Nothing after the line with "string; s?: string;" belongs in the copy; extract the lines below from the top through that line, pictures left out.

# start of DATASET CONTENT

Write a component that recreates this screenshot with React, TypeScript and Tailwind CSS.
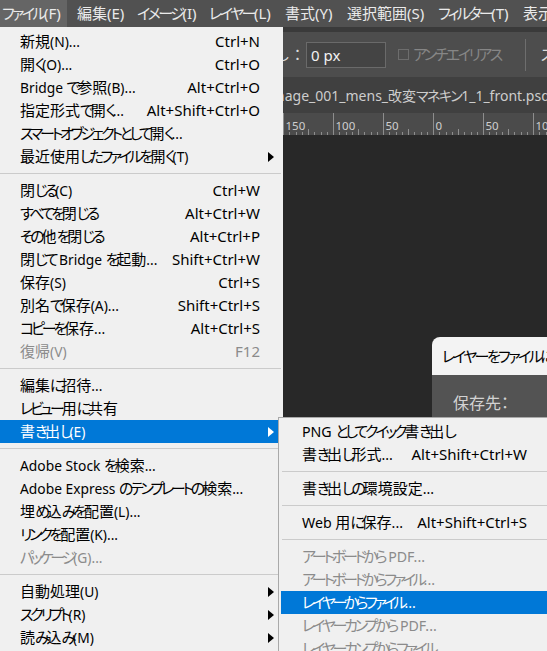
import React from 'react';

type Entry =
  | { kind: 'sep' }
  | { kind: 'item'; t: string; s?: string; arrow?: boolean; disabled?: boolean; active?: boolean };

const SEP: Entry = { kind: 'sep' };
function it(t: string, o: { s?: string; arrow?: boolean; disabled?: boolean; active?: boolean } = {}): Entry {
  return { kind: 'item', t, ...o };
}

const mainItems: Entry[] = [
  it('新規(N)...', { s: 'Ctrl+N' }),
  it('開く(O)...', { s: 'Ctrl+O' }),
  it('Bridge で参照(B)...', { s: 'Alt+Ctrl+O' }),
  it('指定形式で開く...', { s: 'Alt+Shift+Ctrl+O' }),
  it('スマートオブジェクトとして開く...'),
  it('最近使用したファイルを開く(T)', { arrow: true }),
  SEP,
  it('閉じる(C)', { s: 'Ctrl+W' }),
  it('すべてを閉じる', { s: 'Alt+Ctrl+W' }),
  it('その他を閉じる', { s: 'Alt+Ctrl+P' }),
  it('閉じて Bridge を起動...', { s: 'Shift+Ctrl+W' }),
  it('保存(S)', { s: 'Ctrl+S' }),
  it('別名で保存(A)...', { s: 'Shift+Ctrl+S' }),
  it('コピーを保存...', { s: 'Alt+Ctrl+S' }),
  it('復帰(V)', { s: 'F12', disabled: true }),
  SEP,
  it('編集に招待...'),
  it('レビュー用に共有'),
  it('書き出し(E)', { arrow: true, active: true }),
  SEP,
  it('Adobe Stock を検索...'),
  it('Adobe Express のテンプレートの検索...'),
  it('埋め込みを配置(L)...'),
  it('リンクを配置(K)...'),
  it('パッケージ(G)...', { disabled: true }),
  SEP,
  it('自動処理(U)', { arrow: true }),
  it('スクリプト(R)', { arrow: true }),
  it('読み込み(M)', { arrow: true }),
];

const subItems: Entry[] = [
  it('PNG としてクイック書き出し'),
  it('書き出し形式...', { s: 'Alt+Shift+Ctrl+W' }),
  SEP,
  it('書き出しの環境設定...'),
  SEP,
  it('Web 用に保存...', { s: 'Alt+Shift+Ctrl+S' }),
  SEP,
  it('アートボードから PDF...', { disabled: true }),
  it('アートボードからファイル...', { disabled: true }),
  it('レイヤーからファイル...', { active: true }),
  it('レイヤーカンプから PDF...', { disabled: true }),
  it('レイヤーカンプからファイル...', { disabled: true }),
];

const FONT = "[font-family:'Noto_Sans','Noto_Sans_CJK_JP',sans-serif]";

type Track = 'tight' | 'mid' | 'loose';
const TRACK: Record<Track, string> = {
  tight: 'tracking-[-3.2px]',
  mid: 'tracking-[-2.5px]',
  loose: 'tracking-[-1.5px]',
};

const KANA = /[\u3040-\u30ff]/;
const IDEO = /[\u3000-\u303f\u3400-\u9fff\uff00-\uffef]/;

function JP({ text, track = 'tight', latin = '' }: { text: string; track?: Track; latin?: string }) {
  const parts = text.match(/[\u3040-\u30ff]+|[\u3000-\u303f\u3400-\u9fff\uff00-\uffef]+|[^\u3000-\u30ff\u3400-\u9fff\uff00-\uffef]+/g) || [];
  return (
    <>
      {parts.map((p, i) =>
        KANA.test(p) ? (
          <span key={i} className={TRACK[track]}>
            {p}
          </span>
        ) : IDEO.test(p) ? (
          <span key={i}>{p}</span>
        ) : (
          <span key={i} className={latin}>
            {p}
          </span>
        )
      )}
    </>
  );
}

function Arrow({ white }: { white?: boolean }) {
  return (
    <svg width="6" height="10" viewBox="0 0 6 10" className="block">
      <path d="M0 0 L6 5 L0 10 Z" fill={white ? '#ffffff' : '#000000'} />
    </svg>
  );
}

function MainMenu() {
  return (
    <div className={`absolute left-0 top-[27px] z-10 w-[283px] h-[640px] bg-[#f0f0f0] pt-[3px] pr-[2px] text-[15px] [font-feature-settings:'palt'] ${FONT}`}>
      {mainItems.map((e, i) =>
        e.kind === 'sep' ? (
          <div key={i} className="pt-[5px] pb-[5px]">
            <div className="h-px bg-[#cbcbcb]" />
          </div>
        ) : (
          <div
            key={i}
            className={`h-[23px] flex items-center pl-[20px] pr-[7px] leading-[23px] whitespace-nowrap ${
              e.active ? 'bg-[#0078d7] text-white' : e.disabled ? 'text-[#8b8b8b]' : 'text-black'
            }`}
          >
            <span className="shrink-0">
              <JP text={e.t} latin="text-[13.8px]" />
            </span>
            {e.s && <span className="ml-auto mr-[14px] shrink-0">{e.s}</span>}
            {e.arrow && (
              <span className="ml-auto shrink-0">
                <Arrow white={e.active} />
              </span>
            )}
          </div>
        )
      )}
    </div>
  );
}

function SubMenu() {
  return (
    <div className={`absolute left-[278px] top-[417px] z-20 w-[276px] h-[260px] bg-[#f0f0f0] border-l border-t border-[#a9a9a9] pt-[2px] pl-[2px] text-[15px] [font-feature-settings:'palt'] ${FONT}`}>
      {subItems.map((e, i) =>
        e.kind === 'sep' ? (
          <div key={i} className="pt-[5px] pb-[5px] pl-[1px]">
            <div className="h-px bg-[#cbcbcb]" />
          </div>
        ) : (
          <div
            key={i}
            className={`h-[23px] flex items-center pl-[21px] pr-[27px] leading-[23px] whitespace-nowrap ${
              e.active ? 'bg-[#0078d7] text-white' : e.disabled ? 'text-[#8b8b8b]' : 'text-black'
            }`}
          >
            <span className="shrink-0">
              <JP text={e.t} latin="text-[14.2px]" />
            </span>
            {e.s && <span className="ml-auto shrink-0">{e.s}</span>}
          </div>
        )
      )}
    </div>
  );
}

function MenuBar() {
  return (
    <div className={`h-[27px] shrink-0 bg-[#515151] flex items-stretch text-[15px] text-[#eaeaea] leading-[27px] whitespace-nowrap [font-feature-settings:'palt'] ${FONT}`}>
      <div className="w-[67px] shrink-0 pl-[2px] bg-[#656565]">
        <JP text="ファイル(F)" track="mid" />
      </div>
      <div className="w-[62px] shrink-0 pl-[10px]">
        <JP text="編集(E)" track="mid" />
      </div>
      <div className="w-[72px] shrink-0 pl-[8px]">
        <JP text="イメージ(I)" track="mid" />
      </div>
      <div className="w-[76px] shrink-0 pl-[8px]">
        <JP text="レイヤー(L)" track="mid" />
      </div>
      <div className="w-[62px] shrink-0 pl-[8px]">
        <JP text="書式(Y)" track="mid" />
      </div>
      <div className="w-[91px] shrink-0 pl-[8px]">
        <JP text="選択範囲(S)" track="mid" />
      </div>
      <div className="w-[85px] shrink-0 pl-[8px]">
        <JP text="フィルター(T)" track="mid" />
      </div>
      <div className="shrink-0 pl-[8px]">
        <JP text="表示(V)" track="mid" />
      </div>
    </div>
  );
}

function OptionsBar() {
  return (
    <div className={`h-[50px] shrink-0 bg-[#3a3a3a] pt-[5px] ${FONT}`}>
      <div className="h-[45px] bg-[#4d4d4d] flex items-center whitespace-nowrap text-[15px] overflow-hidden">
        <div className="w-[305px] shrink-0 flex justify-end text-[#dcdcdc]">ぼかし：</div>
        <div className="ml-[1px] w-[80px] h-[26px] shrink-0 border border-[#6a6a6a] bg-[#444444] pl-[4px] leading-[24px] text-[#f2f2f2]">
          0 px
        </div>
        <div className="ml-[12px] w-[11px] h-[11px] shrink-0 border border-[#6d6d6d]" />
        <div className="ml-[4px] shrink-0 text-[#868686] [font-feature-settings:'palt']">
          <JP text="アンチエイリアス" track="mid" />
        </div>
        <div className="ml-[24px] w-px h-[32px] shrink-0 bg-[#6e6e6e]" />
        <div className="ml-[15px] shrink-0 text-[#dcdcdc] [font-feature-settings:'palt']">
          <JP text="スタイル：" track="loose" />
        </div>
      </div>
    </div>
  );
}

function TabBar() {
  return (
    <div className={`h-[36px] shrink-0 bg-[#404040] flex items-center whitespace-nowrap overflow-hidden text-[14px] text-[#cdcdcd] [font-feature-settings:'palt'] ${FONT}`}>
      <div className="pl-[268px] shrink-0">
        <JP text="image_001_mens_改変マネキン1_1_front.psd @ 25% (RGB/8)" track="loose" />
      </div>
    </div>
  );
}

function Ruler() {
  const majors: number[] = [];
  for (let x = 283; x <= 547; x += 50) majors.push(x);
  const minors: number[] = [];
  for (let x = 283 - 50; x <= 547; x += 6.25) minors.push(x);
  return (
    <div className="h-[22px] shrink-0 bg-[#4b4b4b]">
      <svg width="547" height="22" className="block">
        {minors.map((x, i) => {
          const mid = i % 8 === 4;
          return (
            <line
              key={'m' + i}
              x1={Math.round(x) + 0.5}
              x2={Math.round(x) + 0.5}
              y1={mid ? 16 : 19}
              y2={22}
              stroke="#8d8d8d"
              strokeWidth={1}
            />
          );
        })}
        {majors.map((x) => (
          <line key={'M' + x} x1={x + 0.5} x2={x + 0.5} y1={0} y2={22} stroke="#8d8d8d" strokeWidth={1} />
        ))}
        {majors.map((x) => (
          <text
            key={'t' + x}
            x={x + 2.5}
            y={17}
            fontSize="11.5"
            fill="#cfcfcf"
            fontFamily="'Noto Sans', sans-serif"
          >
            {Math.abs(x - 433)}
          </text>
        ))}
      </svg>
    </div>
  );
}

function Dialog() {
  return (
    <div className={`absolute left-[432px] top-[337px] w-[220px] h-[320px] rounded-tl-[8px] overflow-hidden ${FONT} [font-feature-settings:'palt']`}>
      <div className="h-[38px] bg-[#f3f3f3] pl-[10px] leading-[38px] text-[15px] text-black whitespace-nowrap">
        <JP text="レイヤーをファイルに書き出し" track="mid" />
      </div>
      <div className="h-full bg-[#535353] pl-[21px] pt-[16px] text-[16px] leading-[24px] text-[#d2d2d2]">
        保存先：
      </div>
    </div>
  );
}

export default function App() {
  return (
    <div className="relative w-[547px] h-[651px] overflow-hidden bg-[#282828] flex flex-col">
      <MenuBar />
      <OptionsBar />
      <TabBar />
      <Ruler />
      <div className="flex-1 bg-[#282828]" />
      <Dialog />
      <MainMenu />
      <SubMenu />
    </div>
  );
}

# end of DATASET CONTENT

COMPLETED TASK:
Write a component that recreates this screenshot with React, TypeScript and Tailwind CSS.
import React from 'react';

type Entry =
  | { kind: 'sep' }
  | { kind: 'item'; t: string; s?: string; arrow?: boolean; disabled?: boolean; active?: boolean };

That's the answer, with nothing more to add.